Kick Me, Beat Me, Wiretap Me


Far worse than FourSquare, which I deride as the rob-me-now app, work is well underway, starting in the UK, to give spook agencies total access to "private" communication. There's a great piece by author and activist Evgeny Morozov in the April 4th Financial Times on it.

(FT note: You may need a sub or free registration to read it online.)

Of course, our intelligence and police here are right behind the English counterparts. In fact, Justice, CIA, FBI, DHS and groups we don't even know about may be ahead of the Brits here. We've learned about their abuses for decades; we don't have to be paranoid to fear them.

Giving cops and spooks clandestine access to cell and Skype calls as well as email seems perfectly justifiable to UK Deputy Prime Minister Nick Clegg. Morozov quotes him as saying, "All we are doing is updating the rules which currently apply to mobile telephone calls to allow the police and security services to go after terrorists and serious criminals and updating that to apply to technology like Skype."

What the Brits want permission for is first requiring all those services we consider private communication to provide cops and spooks with back doors. Then when they say it's necessary, they'd have real-time access to phone calls and emails.

For the moment, the UK government claims such totalitarian surveillance would only occur with a warrant, after a judge's approval. Alas, there is a damning record in England, the U.S. and beyond of government and even private abuse of such back doors.

Think a real-life version of the bandits in The Treasure of the Sierra Madre, where Gold Hat says with disdain, "Badges? We ain't got no badges. We don't need no badges. I don't have to show you any stinking badges."

Morozov laments the pending convergence of state and internet-related companies' data gathering.
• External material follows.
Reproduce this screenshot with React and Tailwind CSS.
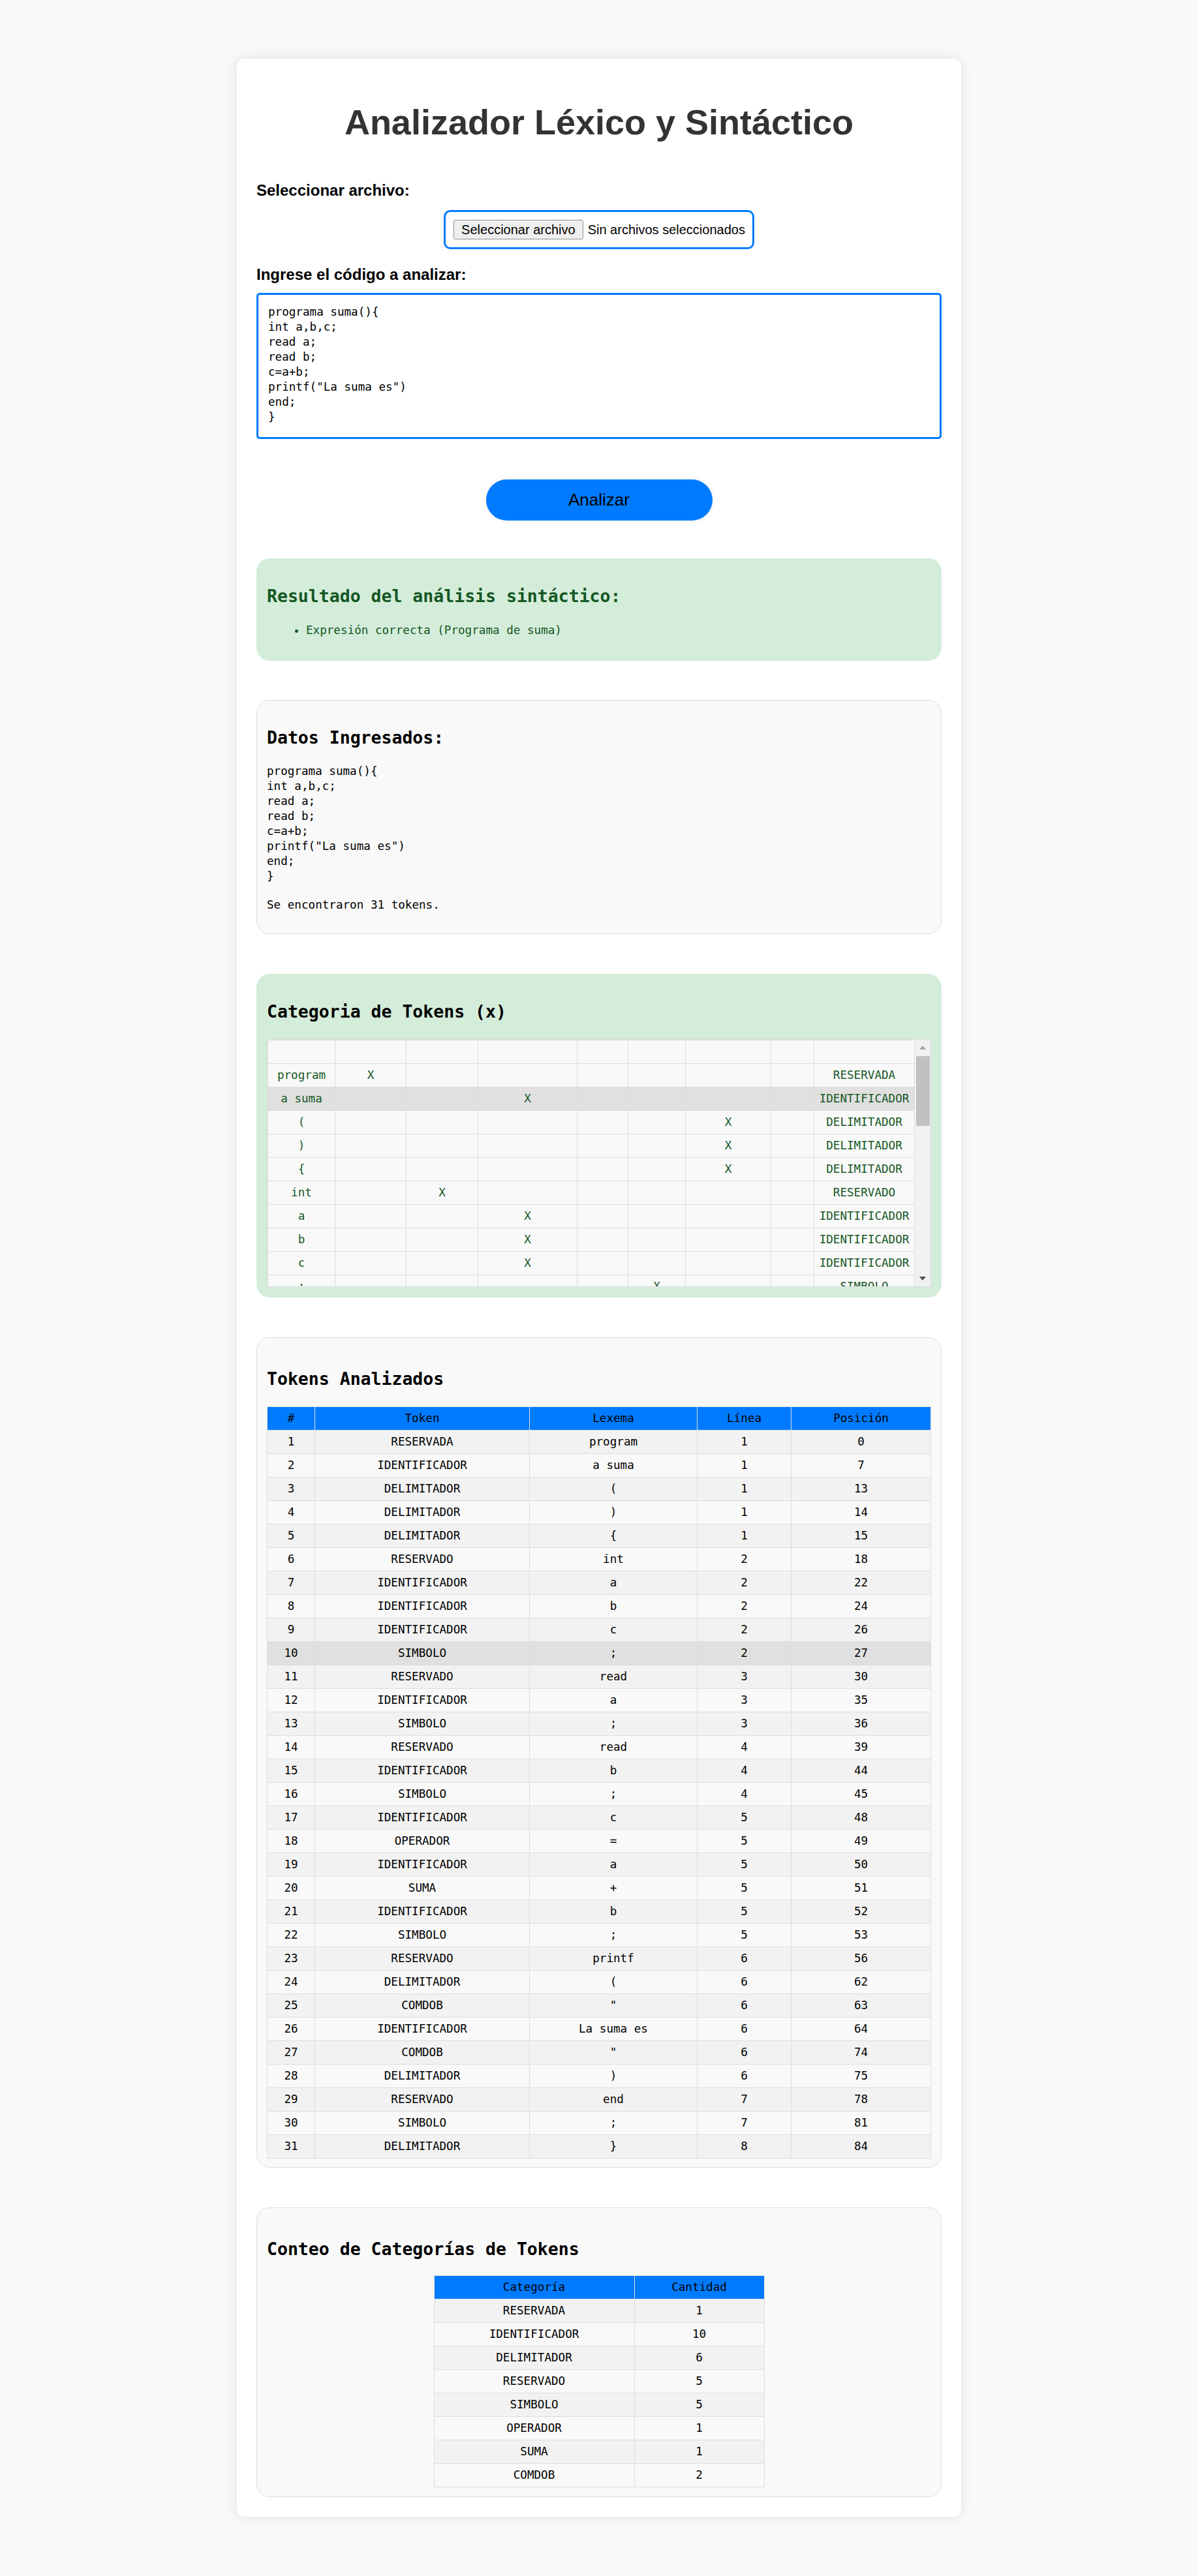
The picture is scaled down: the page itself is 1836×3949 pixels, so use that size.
import React from "react";

/* ---------------- DATA ---------------- */

const CODE = `programa suma(){
int a,b,c;
read a;
read b;
c=a+b;
printf("La suma es")
end;
}`;

const TOKENS = [
  ["RESERVADA", "program", 1, 0],
  ["IDENTIFICADOR", "a suma", 1, 7],
  ["DELIMITADOR", "(", 1, 13],
  ["DELIMITADOR", ")", 1, 14],
  ["DELIMITADOR", "{", 1, 15],
  ["RESERVADO", "int", 2, 18],
  ["IDENTIFICADOR", "a", 2, 22],
  ["IDENTIFICADOR", "b", 2, 24],
  ["IDENTIFICADOR", "c", 2, 26],
  ["SIMBOLO", ";", 2, 27],
  ["RESERVADO", "read", 3, 30],
  ["IDENTIFICADOR", "a", 3, 35],
  ["SIMBOLO", ";", 3, 36],
  ["RESERVADO", "read", 4, 39],
  ["IDENTIFICADOR", "b", 4, 44],
  ["SIMBOLO", ";", 4, 45],
  ["IDENTIFICADOR", "c", 5, 48],
  ["OPERADOR", "=", 5, 49],
  ["IDENTIFICADOR", "a", 5, 50],
  ["SUMA", "+", 5, 51],
  ["IDENTIFICADOR", "b", 5, 52],
  ["SIMBOLO", ";", 5, 53],
  ["RESERVADO", "printf", 6, 56],
  ["DELIMITADOR", "(", 6, 62],
  ["COMDOB", '"', 6, 63],
  ["IDENTIFICADOR", "La suma es", 6, 64],
  ["COMDOB", '"', 6, 74],
  ["DELIMITADOR", ")", 6, 75],
  ["RESERVADO", "end", 7, 78],
  ["SIMBOLO", ";", 7, 81],
  ["DELIMITADOR", "}", 8, 84],
];

const COUNTS = [
  ["RESERVADA", 1],
  ["IDENTIFICADOR", 10],
  ["DELIMITADOR", 6],
  ["RESERVADO", 5],
  ["SIMBOLO", 5],
  ["OPERADOR", 1],
  ["SUMA", 1],
  ["COMDOB", 2],
];

// column where the X goes in the category grid
const COL_OF = {
  RESERVADA: 1,
  RESERVADO: 2,
  IDENTIFICADOR: 3,
  OPERADOR: 4,
  SUMA: 4,
  SIMBOLO: 5,
  DELIMITADOR: 6,
  COMDOB: 7,
};

const CAT_WIDTHS = ["w-[103px]", "w-[109px]", "w-[110px]", "w-[152px]", "w-[78px]", "w-[88px]", "w-[131px]", "w-[66px]", ""];

const mono = "font-['DejaVu_Sans_Mono',monospace]";
const sans = "font-['Liberation_Sans',Arial,sans-serif]";

/* ---------------- PIECES ---------------- */

function SectionTitle({ children, className = "" }) {
  return (
    <h3 className={`${mono} text-[26.5px] leading-[34px] font-bold ${className}`}>
      {children}
    </h3>
  );
}

function FakeScrollbar() {
  return (
    <div className="w-[24px] bg-[#f1f1f1] flex flex-col items-center">
      <div className="h-[24px] w-full flex items-center justify-center">
        <svg width="10" height="6" viewBox="0 0 10 6">
          <path d="M0 6 L5 0 L10 6 Z" fill="#a3a3a3" />
        </svg>
      </div>
      <div className="w-[21px] h-[107px] bg-[#c1c1c1] mt-[1px]" />
      <div className="flex-1" />
      <div className="h-[24px] w-full flex items-center justify-center">
        <svg width="10" height="6" viewBox="0 0 10 6">
          <path d="M0 0 L5 6 L10 0 Z" fill="#505050" />
        </svg>
      </div>
    </div>
  );
}

function CategoryGrid() {
  return (
    <div className="mt-[25px] h-[380px] border border-[#ddd] flex">
      <div className="flex-1 overflow-hidden">
        <table className={`w-full table-fixed border-collapse ${mono} text-[17.6px] text-[#155724]`}>
          <colgroup>
            {CAT_WIDTHS.map((w, i) => (
              <col key={i} className={w} />
            ))}
          </colgroup>
          <tbody>
            <tr className="h-[36px] bg-[#f9f9f9]">
              {CAT_WIDTHS.map((_, i) => (
                <td key={i} className="border border-[#ddd] p-0" />
              ))}
            </tr>
            {TOKENS.map(([type, lex], r) => (
              <tr key={r} className={`h-[36px] ${r === 1 ? "bg-[#e0e0e0]" : "bg-[#f9f9f9]"}`}>
                {CAT_WIDTHS.map((_, c) => (
                  <td key={c} className="border border-[#ddd] p-0 text-center align-middle whitespace-nowrap">
                    {c === 0 ? lex : c === 8 ? type : COL_OF[type] === c ? "X" : ""}
                  </td>
                ))}
              </tr>
            ))}
          </tbody>
        </table>
      </div>
      <FakeScrollbar />
    </div>
  );
}

/* ---------------- MAIN ---------------- */

export default function App() {
  return (
    <div className="bg-[#f9f9f9] pt-[90px] pb-[90px] min-h-screen">
      <div className="w-[1110px] mx-auto bg-white rounded-[12px] p-[30px] shadow-[0_0_20px_rgba(0,0,0,0.1)]">
        {/* HEADER */}
        <h1 className={`${sans} mt-[36px] text-center text-[54px] leading-[62px] font-bold text-[#333]`}>
          Analizador Léxico y Sintáctico
        </h1>

        {/* FILE */}
        <div className={`${sans} mt-[60px] text-[24px] leading-[27px] font-bold text-black`}>
          Seleccionar archivo:
        </div>
        <div className="mt-[17px] flex justify-center">
          <div className={`${sans} h-[60px] flex items-center border-[3px] border-[#007bff] rounded-[10px] pl-[12px] pr-[11px] text-[20px] text-black`}>
            <span className="h-[30px] px-[11px] flex items-center bg-[#efefef] border border-[#8f8f8f] rounded-[3px]">
              Seleccionar archivo
            </span>
            <span className="ml-[7px]">Sin archivos seleccionados</span>
          </div>
        </div>

        {/* CODE INPUT */}
        <div className={`${sans} mt-[25px] text-[24px] leading-[27px] font-bold text-black`}>
          Ingrese el código a analizar:
        </div>
        <textarea
          defaultValue={CODE}
          spellCheck={false}
          className={`${mono} block mt-[15px] w-full h-[224px] border-[3px] border-[#007bff] rounded-[5px] px-[15px] pt-[15px] text-[17.6px] leading-[23px] text-black resize-none outline-none bg-white`}
        />

        <div className="mt-[62px] flex justify-center">
          <button className={`${sans} w-[347px] h-[63px] rounded-full bg-[#007bff] text-[26px] text-black shadow-[0_0_10px_rgba(0,0,0,0.08)]`}>
            Analizar
          </button>
        </div>

        {/* RESULT */}
        <div className="mt-[58px] h-[157px] bg-[#d4edda] border border-[#d4edda] rounded-[20px] px-[15px]">
          <SectionTitle className="mt-[40px] text-[#155724]">
            Resultado del análisis sintáctico:
          </SectionTitle>
          <ul className={`${mono} mt-[23.5px] list-disc pl-[60px] text-[17.6px] leading-[23px] text-[#155724]`}>
            <li>Expresión correcta (Programa de suma)</li>
          </ul>
        </div>

        {/* DATOS */}
        <div className="mt-[60px] h-[359px] bg-[#f9f9f9] border border-[#ddd] rounded-[20px] px-[15px]">
          <SectionTitle className="mt-[40px] text-black">Datos Ingresados:</SectionTitle>
          <pre className={`${mono} mt-[23px] text-[17.6px] leading-[23px] text-black`}>{CODE}</pre>
          <p className={`${mono} mt-[20.5px] text-[17.6px] leading-[23px] text-black`}>
            Se encontraron 31 tokens.
          </p>
        </div>

        {/* CATEGORIAS */}
        <div className="mt-[61px] h-[496px] bg-[#d4edda] border border-[#d4edda] rounded-[20px] px-[15px]">
          <SectionTitle className="mt-[40px] text-black">Categoria de Tokens (x)</SectionTitle>
          <CategoryGrid />
        </div>

        {/* TOKENS */}
        <div className="mt-[61px] h-[1273px] bg-[#f9f9f9] border border-[#ddd] rounded-[20px] px-[15px]">
          <SectionTitle className="mt-[46px] text-black">Tokens Analizados</SectionTitle>
          <table className={`mt-[25px] w-full table-fixed border-collapse ${mono} text-[17.6px] text-black`}>
            <colgroup>
              <col className="w-[73px]" />
              <col className="w-[329px]" />
              <col className="w-[257px]" />
              <col className="w-[144px]" />
              <col />
            </colgroup>
            <thead>
              <tr className="h-[36px] bg-[#007bff]">
                {["#", "Token", "Lexema", "Línea", "Posición"].map((h) => (
                  <th key={h} className="border border-[#ddd] p-0 font-normal text-center">
                    {h}
                  </th>
                ))}
              </tr>
            </thead>
            <tbody>
              {TOKENS.map(([type, lex, line, pos], i) => (
                <tr
                  key={i}
                  className={`h-[36px] ${
                    i === 9 ? "bg-[#e0e0e0]" : i % 2 === 0 ? "bg-[#f2f2f2]" : "bg-[#f9f9f9]"
                  }`}
                >
                  <td className="border border-[#ddd] p-0 text-center">{i + 1}</td>
                  <td className="border border-[#ddd] p-0 text-center">{type}</td>
                  <td className="border border-[#ddd] p-0 text-center whitespace-pre">{lex}</td>
                  <td className="border border-[#ddd] p-0 text-center">{line}</td>
                  <td className="border border-[#ddd] p-0 text-center">{pos}</td>
                </tr>
              ))}
            </tbody>
          </table>
        </div>

        {/* CONTEO */}
        <div className="mt-[61px] h-[444px] bg-[#f9f9f9] border border-[#ddd] rounded-[20px] px-[15px]">
          <SectionTitle className="mt-[46px] text-black">Conteo de Categorías de Tokens</SectionTitle>
          <table className={`mt-[23px] mx-auto w-[507px] table-fixed border-collapse ${mono} text-[17.6px] text-black`}>
            <colgroup>
              <col className="w-[307px]" />
              <col />
            </colgroup>
            <thead>
              <tr className="h-[36px] bg-[#007bff]">
                <th className="border border-[#ddd] p-0 font-normal text-center">Categoría</th>
                <th className="border border-[#ddd] p-0 font-normal text-center">Cantidad</th>
              </tr>
            </thead>
            <tbody>
              {COUNTS.map(([cat, n], i) => (
                <tr key={cat} className={`h-[36px] ${i % 2 === 0 ? "bg-[#f2f2f2]" : "bg-[#f9f9f9]"}`}>
                  <td className="border border-[#ddd] p-0 text-center">{cat}</td>
                  <td className="border border-[#ddd] p-0 text-center">{n}</td>
                </tr>
              ))}
            </tbody>
          </table>
        </div>
      </div>
    </div>
  );
}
Already companies like Google make money by serving us advertising based on sites visited, searches requested and more. Where we are, what we write, websites we view, whom we know are available. Are you willing to let the state and national government, plus the intelligence community, know all about you and perhaps manufacture allegations and charges?

As he concludes, "It is only by anticipating the consequences of this coming unholy alliance between internet companies and intelligence agencies that our freedoms can be defended."

Already, the United States has fallen into crazy passivity. Particularly following the 9/11 attacks, Americans as a people largely bought into the lunacy of better-safe-than-sorry. It's meant a huge, intrusive, expensive government, an expanded infrastructure that abuses our freedoms from our Bill of Rights and centuries of case law. This is no time and no place to yield even more to a power mad surveillance community.